Written problem:
Quote the listing below in its entirety, omitting every image.

Data shown:
____________

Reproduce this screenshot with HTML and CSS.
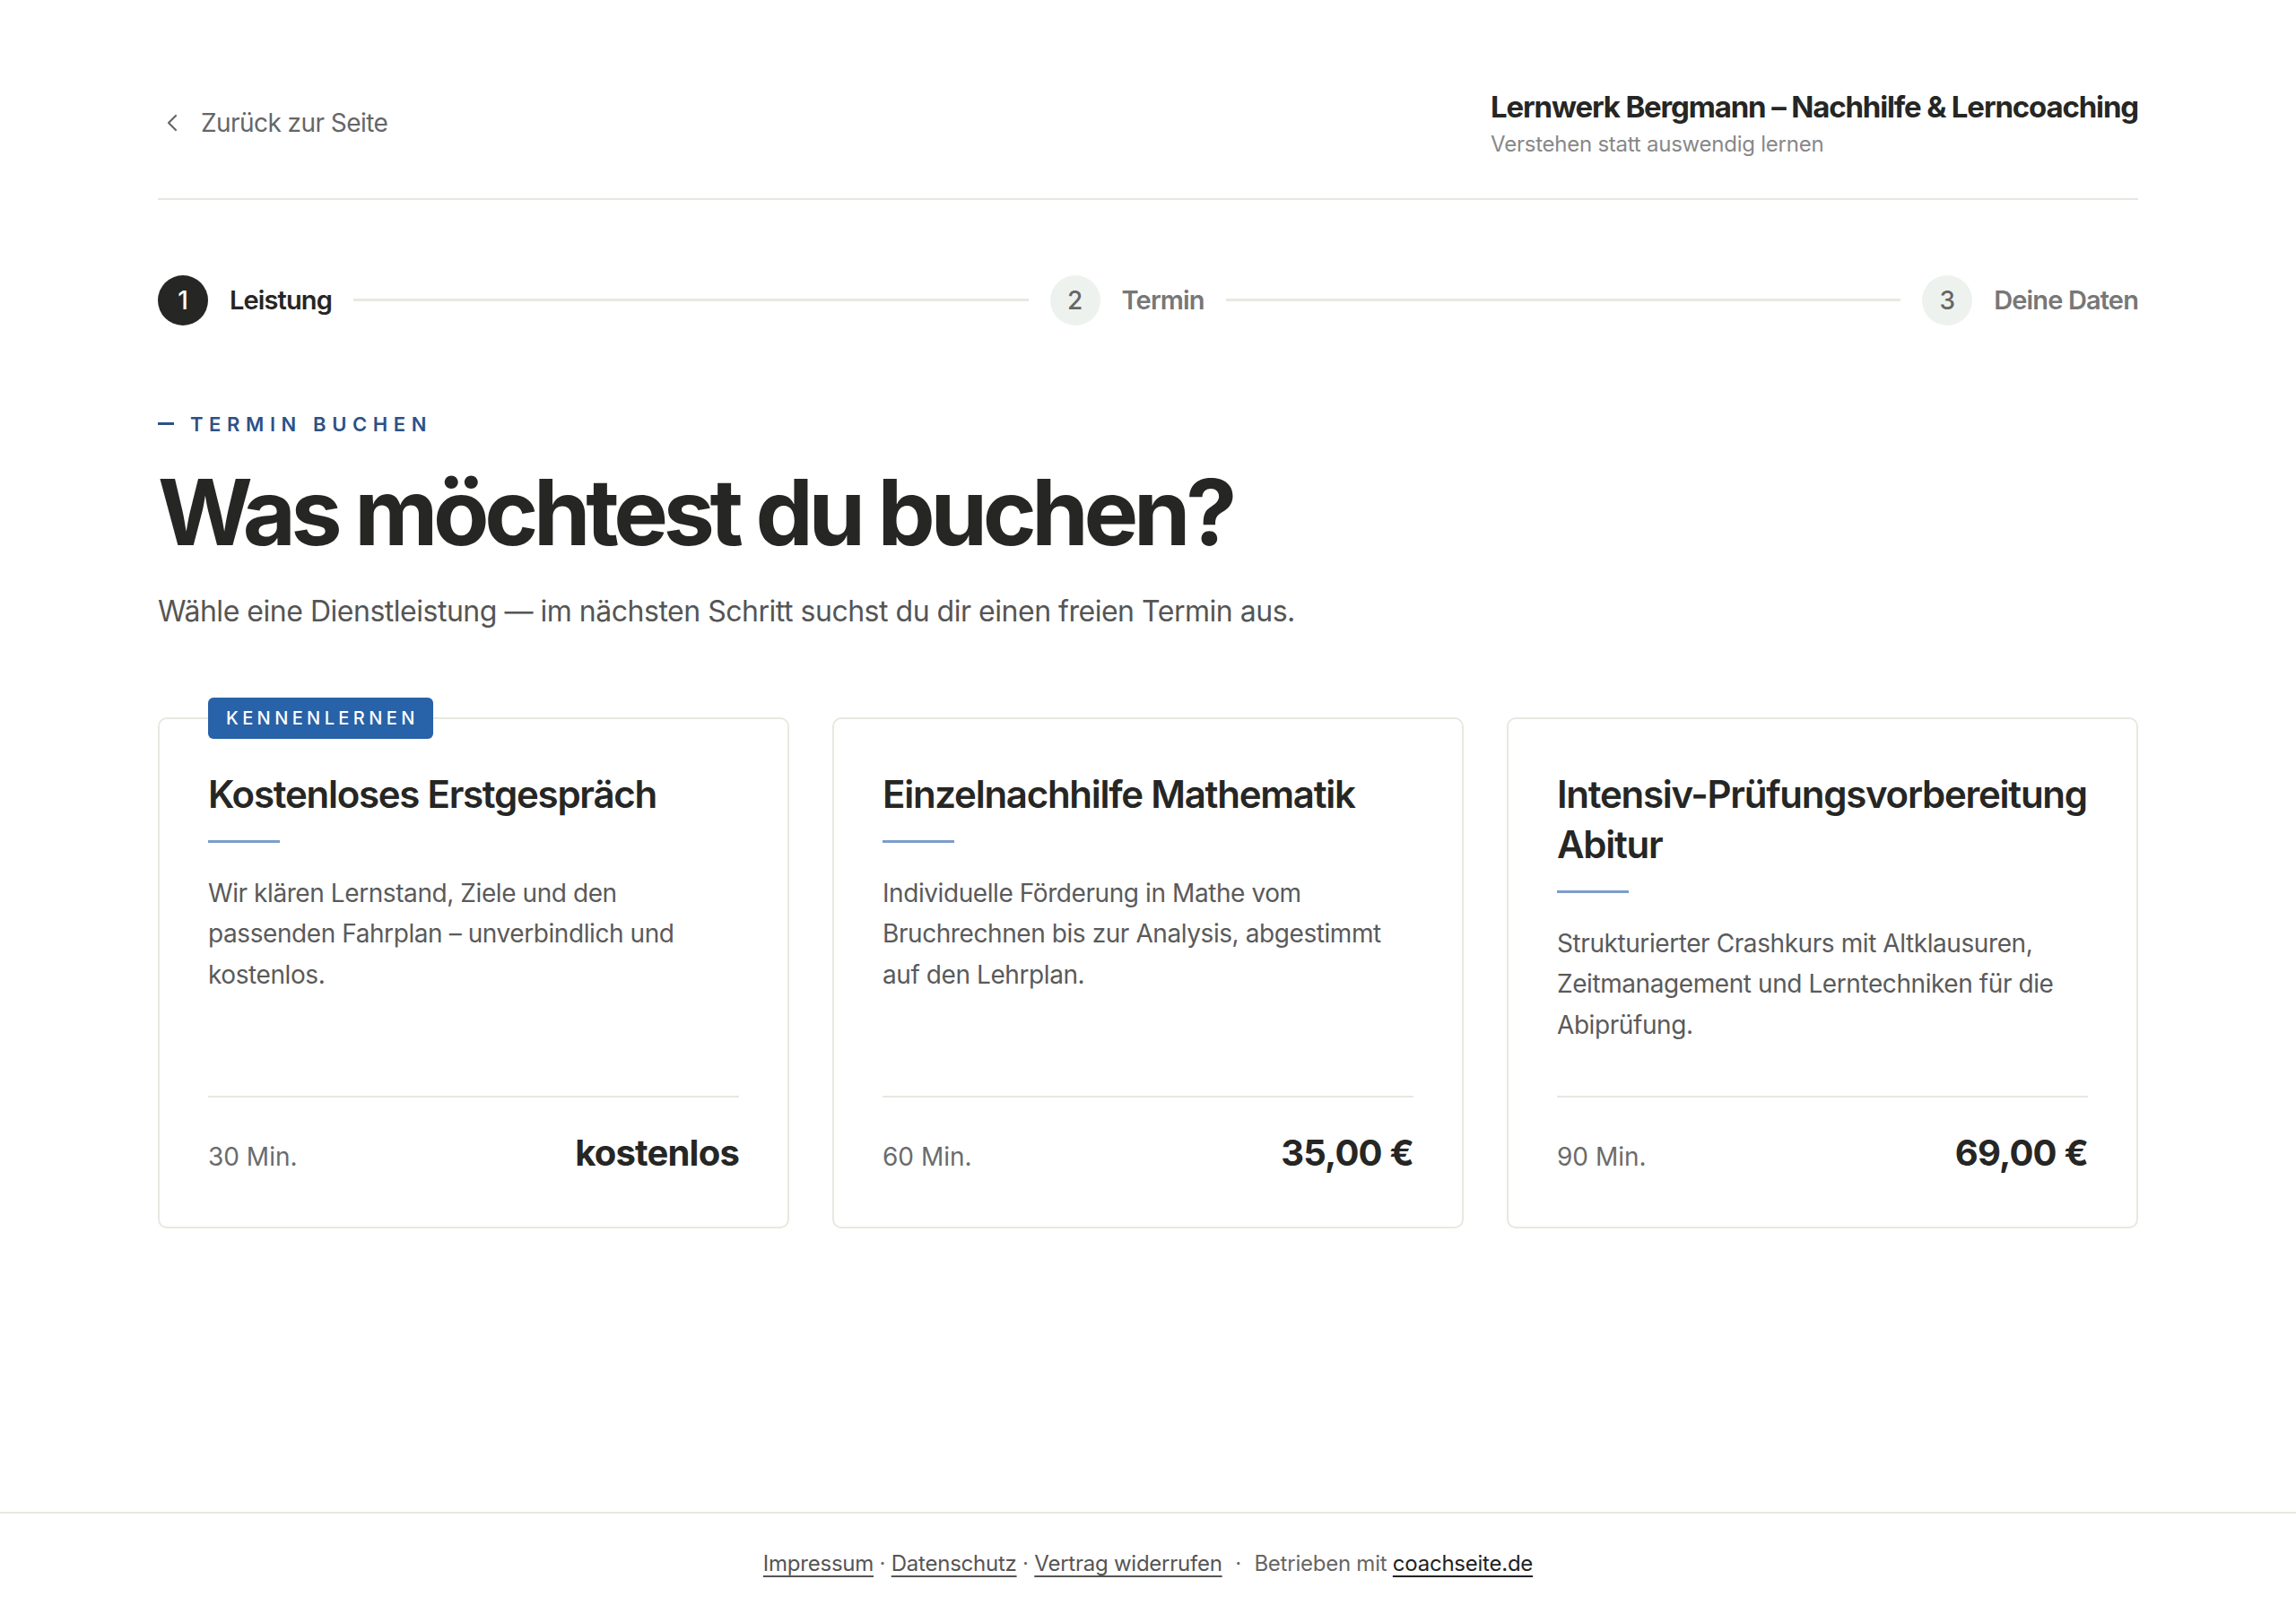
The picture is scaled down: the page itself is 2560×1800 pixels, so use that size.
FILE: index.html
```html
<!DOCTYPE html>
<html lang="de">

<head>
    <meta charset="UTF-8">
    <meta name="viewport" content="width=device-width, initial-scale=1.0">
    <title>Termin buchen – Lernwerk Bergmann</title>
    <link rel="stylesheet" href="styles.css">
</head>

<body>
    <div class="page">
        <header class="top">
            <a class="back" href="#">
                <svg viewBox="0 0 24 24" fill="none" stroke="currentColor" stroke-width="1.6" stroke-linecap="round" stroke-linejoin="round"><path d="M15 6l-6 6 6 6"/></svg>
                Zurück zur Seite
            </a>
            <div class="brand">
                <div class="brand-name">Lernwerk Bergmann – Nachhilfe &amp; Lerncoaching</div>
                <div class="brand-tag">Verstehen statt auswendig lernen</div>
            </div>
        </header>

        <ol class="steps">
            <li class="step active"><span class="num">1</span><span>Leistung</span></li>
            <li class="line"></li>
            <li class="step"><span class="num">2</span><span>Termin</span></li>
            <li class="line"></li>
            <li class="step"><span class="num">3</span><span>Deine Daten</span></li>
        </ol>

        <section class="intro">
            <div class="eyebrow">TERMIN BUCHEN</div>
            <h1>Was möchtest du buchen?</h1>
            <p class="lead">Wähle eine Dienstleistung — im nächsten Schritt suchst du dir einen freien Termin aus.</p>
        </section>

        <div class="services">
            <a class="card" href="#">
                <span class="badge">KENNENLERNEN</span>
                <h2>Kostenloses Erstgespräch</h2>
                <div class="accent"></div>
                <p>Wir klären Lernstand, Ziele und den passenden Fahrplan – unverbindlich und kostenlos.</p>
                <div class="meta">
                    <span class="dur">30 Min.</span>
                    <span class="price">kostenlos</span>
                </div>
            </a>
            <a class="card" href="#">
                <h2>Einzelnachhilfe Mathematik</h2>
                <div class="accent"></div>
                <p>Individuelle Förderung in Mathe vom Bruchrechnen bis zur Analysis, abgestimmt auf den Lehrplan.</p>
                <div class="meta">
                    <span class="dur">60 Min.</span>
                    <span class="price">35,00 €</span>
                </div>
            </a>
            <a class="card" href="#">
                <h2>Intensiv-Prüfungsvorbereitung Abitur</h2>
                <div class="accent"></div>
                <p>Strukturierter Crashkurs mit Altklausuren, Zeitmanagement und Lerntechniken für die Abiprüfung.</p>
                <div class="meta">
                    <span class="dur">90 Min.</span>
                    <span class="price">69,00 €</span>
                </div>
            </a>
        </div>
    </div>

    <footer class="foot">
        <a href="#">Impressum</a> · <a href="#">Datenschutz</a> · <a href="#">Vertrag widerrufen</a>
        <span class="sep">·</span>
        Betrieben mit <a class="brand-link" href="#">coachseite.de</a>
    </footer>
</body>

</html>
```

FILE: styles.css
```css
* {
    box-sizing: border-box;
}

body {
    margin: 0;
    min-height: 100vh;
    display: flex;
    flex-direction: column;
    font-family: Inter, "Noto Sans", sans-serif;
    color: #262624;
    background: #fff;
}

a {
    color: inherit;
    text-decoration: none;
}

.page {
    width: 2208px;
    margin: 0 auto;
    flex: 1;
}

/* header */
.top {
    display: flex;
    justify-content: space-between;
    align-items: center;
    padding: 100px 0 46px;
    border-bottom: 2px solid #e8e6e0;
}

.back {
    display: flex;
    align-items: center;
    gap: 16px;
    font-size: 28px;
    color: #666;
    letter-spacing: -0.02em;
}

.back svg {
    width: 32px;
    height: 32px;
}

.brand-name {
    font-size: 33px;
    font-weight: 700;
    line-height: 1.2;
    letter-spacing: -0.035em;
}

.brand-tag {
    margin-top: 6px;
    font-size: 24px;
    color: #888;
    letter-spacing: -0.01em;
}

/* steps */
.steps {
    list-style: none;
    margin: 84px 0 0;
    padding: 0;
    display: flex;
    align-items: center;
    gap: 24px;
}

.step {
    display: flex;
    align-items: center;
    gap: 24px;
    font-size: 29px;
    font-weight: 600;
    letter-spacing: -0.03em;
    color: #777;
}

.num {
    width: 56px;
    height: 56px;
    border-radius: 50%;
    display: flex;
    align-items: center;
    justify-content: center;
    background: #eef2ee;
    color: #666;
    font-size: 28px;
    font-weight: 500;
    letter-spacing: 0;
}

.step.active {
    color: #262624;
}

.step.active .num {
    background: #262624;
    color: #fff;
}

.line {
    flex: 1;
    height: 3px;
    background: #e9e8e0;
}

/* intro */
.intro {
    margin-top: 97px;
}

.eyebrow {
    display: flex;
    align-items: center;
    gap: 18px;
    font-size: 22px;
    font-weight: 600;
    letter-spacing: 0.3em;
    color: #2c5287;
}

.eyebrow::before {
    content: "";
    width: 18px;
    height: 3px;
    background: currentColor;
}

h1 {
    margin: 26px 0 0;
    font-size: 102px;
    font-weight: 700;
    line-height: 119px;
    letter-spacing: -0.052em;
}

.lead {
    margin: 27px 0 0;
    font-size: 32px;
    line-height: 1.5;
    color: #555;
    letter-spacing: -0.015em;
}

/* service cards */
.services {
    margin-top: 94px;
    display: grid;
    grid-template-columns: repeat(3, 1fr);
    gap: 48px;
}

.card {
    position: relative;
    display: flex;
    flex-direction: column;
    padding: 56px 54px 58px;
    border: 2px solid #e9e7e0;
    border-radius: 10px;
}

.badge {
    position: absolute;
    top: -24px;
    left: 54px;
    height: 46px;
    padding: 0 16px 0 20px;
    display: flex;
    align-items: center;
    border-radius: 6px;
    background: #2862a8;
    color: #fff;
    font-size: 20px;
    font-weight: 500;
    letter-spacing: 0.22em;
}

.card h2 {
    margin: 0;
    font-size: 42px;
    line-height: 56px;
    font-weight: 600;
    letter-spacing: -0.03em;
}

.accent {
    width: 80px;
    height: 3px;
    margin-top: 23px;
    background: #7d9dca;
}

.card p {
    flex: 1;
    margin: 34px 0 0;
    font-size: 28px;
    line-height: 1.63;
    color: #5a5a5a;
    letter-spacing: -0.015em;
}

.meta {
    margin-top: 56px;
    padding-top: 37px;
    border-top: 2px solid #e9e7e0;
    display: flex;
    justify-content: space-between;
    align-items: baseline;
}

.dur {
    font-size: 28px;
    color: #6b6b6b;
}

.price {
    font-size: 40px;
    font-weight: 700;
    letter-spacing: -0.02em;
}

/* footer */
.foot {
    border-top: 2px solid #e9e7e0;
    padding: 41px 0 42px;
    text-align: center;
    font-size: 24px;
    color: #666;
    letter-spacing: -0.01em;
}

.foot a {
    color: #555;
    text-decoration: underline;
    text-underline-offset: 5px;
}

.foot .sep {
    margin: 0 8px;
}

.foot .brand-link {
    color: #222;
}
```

____________

The solution:
Reproduce this screenshot with HTML and CSS.
The picture is scaled down: the page itself is 2560×1800 pixels, so use that size.
FILE: index.html
```html
<!DOCTYPE html>
<html lang="de">

<head>
    <meta charset="UTF-8">
    <meta name="viewport" content="width=device-width, initial-scale=1.0">
    <title>Termin buchen – Lernwerk Bergmann</title>
    <link rel="stylesheet" href="styles.css">
</head>

<body>
    <div class="page">
        <header class="top">
            <a class="back" href="#">
                <svg viewBox="0 0 24 24" fill="none" stroke="currentColor" stroke-width="1.6" stroke-linecap="round" stroke-linejoin="round"><path d="M15 6l-6 6 6 6"/></svg>
                Zurück zur Seite
            </a>
            <div class="brand">
                <div class="brand-name">Lernwerk Bergmann – Nachhilfe &amp; Lerncoaching</div>
                <div class="brand-tag">Verstehen statt auswendig lernen</div>
            </div>
        </header>

        <ol class="steps">
            <li class="step active"><span class="num">1</span><span>Leistung</span></li>
            <li class="line"></li>
            <li class="step"><span class="num">2</span><span>Termin</span></li>
            <li class="line"></li>
            <li class="step"><span class="num">3</span><span>Deine Daten</span></li>
        </ol>

        <section class="intro">
            <div class="eyebrow">TERMIN BUCHEN</div>
            <h1>Was möchtest du buchen?</h1>
            <p class="lead">Wähle eine Dienstleistung — im nächsten Schritt suchst du dir einen freien Termin aus.</p>
        </section>

        <div class="services">
            <a class="card" href="#">
                <span class="badge">KENNENLERNEN</span>
                <h2>Kostenloses Erstgespräch</h2>
                <div class="accent"></div>
                <p>Wir klären Lernstand, Ziele und den passenden Fahrplan – unverbindlich und kostenlos.</p>
                <div class="meta">
                    <span class="dur">30 Min.</span>
                    <span class="price">kostenlos</span>
                </div>
            </a>
            <a class="card" href="#">
                <h2>Einzelnachhilfe Mathematik</h2>
                <div class="accent"></div>
                <p>Individuelle Förderung in Mathe vom Bruchrechnen bis zur Analysis, abgestimmt auf den Lehrplan.</p>
                <div class="meta">
                    <span class="dur">60 Min.</span>
                    <span class="price">35,00 €</span>
                </div>
            </a>
            <a class="card" href="#">
                <h2>Intensiv-Prüfungsvorbereitung Abitur</h2>
                <div class="accent"></div>
                <p>Strukturierter Crashkurs mit Altklausuren, Zeitmanagement und Lerntechniken für die Abiprüfung.</p>
                <div class="meta">
                    <span class="dur">90 Min.</span>
                    <span class="price">69,00 €</span>
                </div>
            </a>
        </div>
    </div>

    <footer class="foot">
        <a href="#">Impressum</a> · <a href="#">Datenschutz</a> · <a href="#">Vertrag widerrufen</a>
        <span class="sep">·</span>
        Betrieben mit <a class="brand-link" href="#">coachseite.de</a>
    </footer>
</body>

</html>
```

FILE: styles.css
```css
* {
    box-sizing: border-box;
}

body {
    margin: 0;
    min-height: 100vh;
    display: flex;
    flex-direction: column;
    font-family: Inter, "Noto Sans", sans-serif;
    color: #262624;
    background: #fff;
}

a {
    color: inherit;
    text-decoration: none;
}

.page {
    width: 2208px;
    margin: 0 auto;
    flex: 1;
}

/* header */
.top {
    display: flex;
    justify-content: space-between;
    align-items: center;
    padding: 100px 0 46px;
    border-bottom: 2px solid #e8e6e0;
}

.back {
    display: flex;
    align-items: center;
    gap: 16px;
    font-size: 28px;
    color: #666;
    letter-spacing: -0.02em;
}

.back svg {
    width: 32px;
    height: 32px;
}

.brand-name {
    font-size: 33px;
    font-weight: 700;
    line-height: 1.2;
    letter-spacing: -0.035em;
}

.brand-tag {
    margin-top: 6px;
    font-size: 24px;
    color: #888;
    letter-spacing: -0.01em;
}

/* steps */
.steps {
    list-style: none;
    margin: 84px 0 0;
    padding: 0;
    display: flex;
    align-items: center;
    gap: 24px;
}

.step {
    display: flex;
    align-items: center;
    gap: 24px;
    font-size: 29px;
    font-weight: 600;
    letter-spacing: -0.03em;
    color: #777;
}

.num {
    width: 56px;
    height: 56px;
    border-radius: 50%;
    display: flex;
    align-items: center;
    justify-content: center;
    background: #eef2ee;
    color: #666;
    font-size: 28px;
    font-weight: 500;
    letter-spacing: 0;
}

.step.active {
    color: #262624;
}

.step.active .num {
    background: #262624;
    color: #fff;
}

.line {
    flex: 1;
    height: 3px;
    background: #e9e8e0;
}

/* intro */
.intro {
    margin-top: 97px;
}

.eyebrow {
    display: flex;
    align-items: center;
    gap: 18px;
    font-size: 22px;
    font-weight: 600;
    letter-spacing: 0.3em;
    color: #2c5287;
}

.eyebrow::before {
    content: "";
    width: 18px;
    height: 3px;
    background: currentColor;
}

h1 {
    margin: 26px 0 0;
    font-size: 102px;
    font-weight: 700;
    line-height: 119px;
    letter-spacing: -0.052em;
}

.lead {
    margin: 27px 0 0;
    font-size: 32px;
    line-height: 1.5;
    color: #555;
    letter-spacing: -0.015em;
}

/* service cards */
.services {
    margin-top: 94px;
    display: grid;
    grid-template-columns: repeat(3, 1fr);
    gap: 48px;
}

.card {
    position: relative;
    display: flex;
    flex-direction: column;
    padding: 56px 54px 58px;
    border: 2px solid #e9e7e0;
    border-radius: 10px;
}

.badge {
    position: absolute;
    top: -24px;
    left: 54px;
    height: 46px;
    padding: 0 16px 0 20px;
    display: flex;
    align-items: center;
    border-radius: 6px;
    background: #2862a8;
    color: #fff;
    font-size: 20px;
    font-weight: 500;
    letter-spacing: 0.22em;
}

.card h2 {
    margin: 0;
    font-size: 42px;
    line-height: 56px;
    font-weight: 600;
    letter-spacing: -0.03em;
}

.accent {
    width: 80px;
    height: 3px;
    margin-top: 23px;
    background: #7d9dca;
}

.card p {
    flex: 1;
    margin: 34px 0 0;
    font-size: 28px;
    line-height: 1.63;
    color: #5a5a5a;
    letter-spacing: -0.015em;
}

.meta {
    margin-top: 56px;
    padding-top: 37px;
    border-top: 2px solid #e9e7e0;
    display: flex;
    justify-content: space-between;
    align-items: baseline;
}

.dur {
    font-size: 28px;
    color: #6b6b6b;
}

.price {
    font-size: 40px;
    font-weight: 700;
    letter-spacing: -0.02em;
}

/* footer */
.foot {
    border-top: 2px solid #e9e7e0;
    padding: 41px 0 42px;
    text-align: center;
    font-size: 24px;
    color: #666;
    letter-spacing: -0.01em;
}

.foot a {
    color: #555;
    text-decoration: underline;
    text-underline-offset: 5px;
}

.foot .sep {
    margin: 0 8px;
}

.foot .brand-link {
    color: #222;
}
```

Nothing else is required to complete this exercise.